For replicated pools (size=3), reads go only to the primary OSD. For erasure-coded pools, reads may involve reconstructing data from multiple OSD shards if some are unavailable.

BlueStore (Default OSD Backend)¶

Component	Role
BlockDevice	Raw block device (HDD/SSD/NVMe) — no filesystem
RocksDB	Object metadata store
WAL	Write-ahead log (best on fast NVMe)
DB	RocksDB data (best on SSD)
Data	Object data (can be HDD)

Data Protection¶

Method	Overhead	Speed	Use Case
Replication (3×)	200%	Fast writes	Hot data, databases
Erasure Coding (4+2)	50%	Slower writes, fast reads	Cold data, archives
FastEC (Tentacle)	50%	Improved small I/O	General purpose

Sources¶

Benchmarks¶

Scope

Performance characteristics, scaling limits, and resource consumption for Ceph.

RADOS Bench Results¶

Operation	3 OSD (HDD)	3 OSD (SSD)	12 OSD (NVMe)
Seq Write	300-500 MB/s	1-2 GB/s	5-10 GB/s
Seq Read	400-600 MB/s	1.5-3 GB/s	8-15 GB/s
Random 4K Write	500-1,000 IOPS	10k-30k IOPS	100k+ IOPS
Random 4K Read	1,000-2,000 IOPS	20k-50k IOPS	200k+ IOPS

RBD (Block) Performance¶

Block Size	Throughput	IOPS	Latency (P99)
4K random	N/A	10k-50k	1-5ms
64K sequential	500MB-2GB/s	N/A	2-10ms
1M sequential	1-5 GB/s	N/A	5-20ms

Scaling Limits¶

Dimension	Limit	Notes
OSDs per cluster	10,000+	Tested by CERN
Total capacity	Exabytes	Linear scaling
Default pg_num per pool	64	Tune per pool based on OSD count
PGs per OSD	100-200 (recommended)	Performance degrades beyond 300
Objects per PG	Millions	No hard limit

Sourcing Status¶

Unsourced Performance Data

The performance numbers in this document are estimated from vendor documentation, community benchmarks, and engineering judgment.
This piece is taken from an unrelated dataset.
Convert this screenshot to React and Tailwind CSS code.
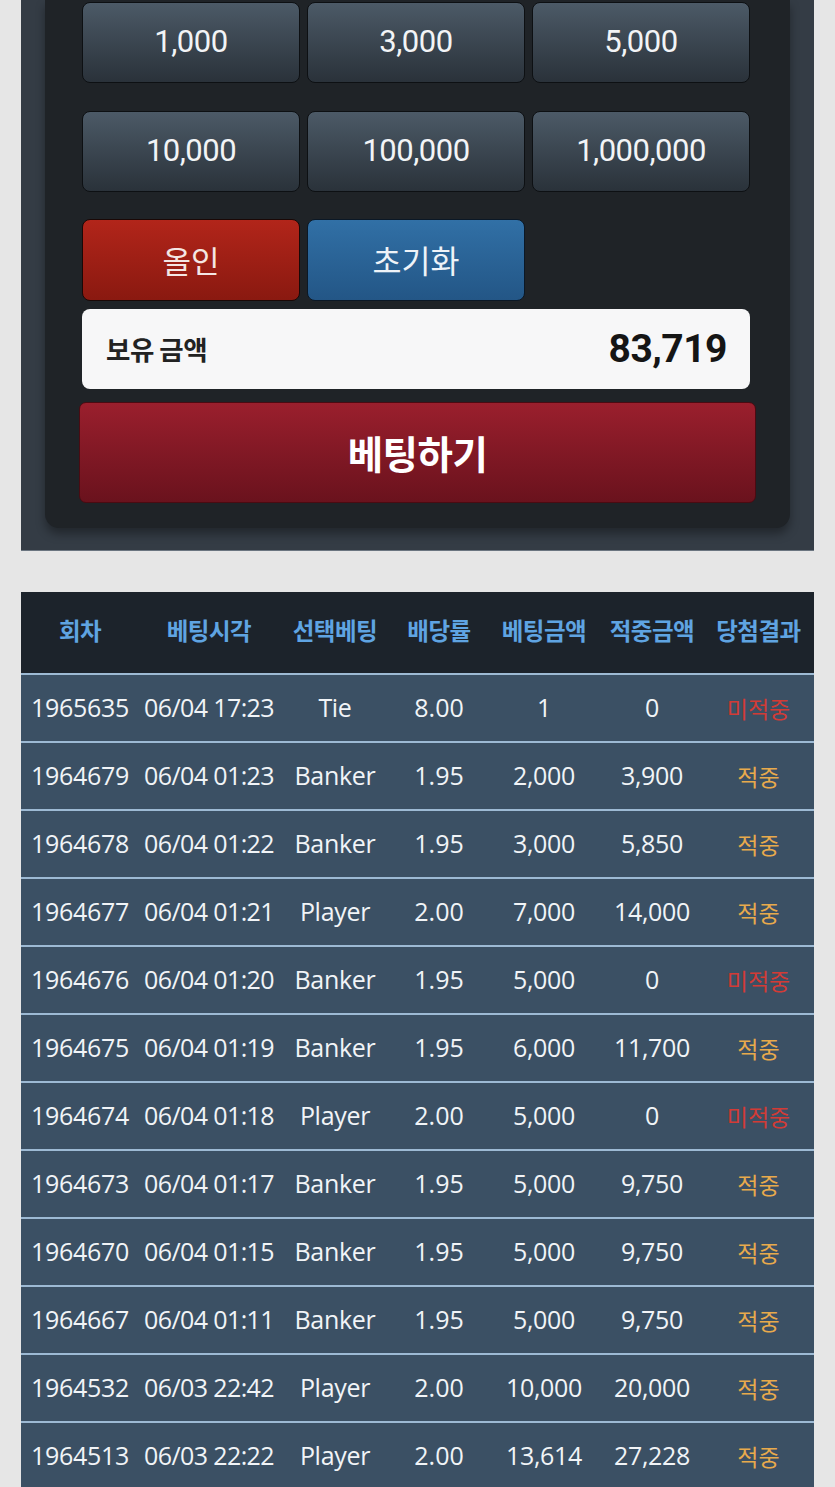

They do not represent controlled benchmarks with documented test conditions. Specific hardware configurations, software versions, and test methodologies were not recorded.

Use these figures as rough guidance only. For production capacity planning, run your own benchmarks against your specific workload and infrastructure.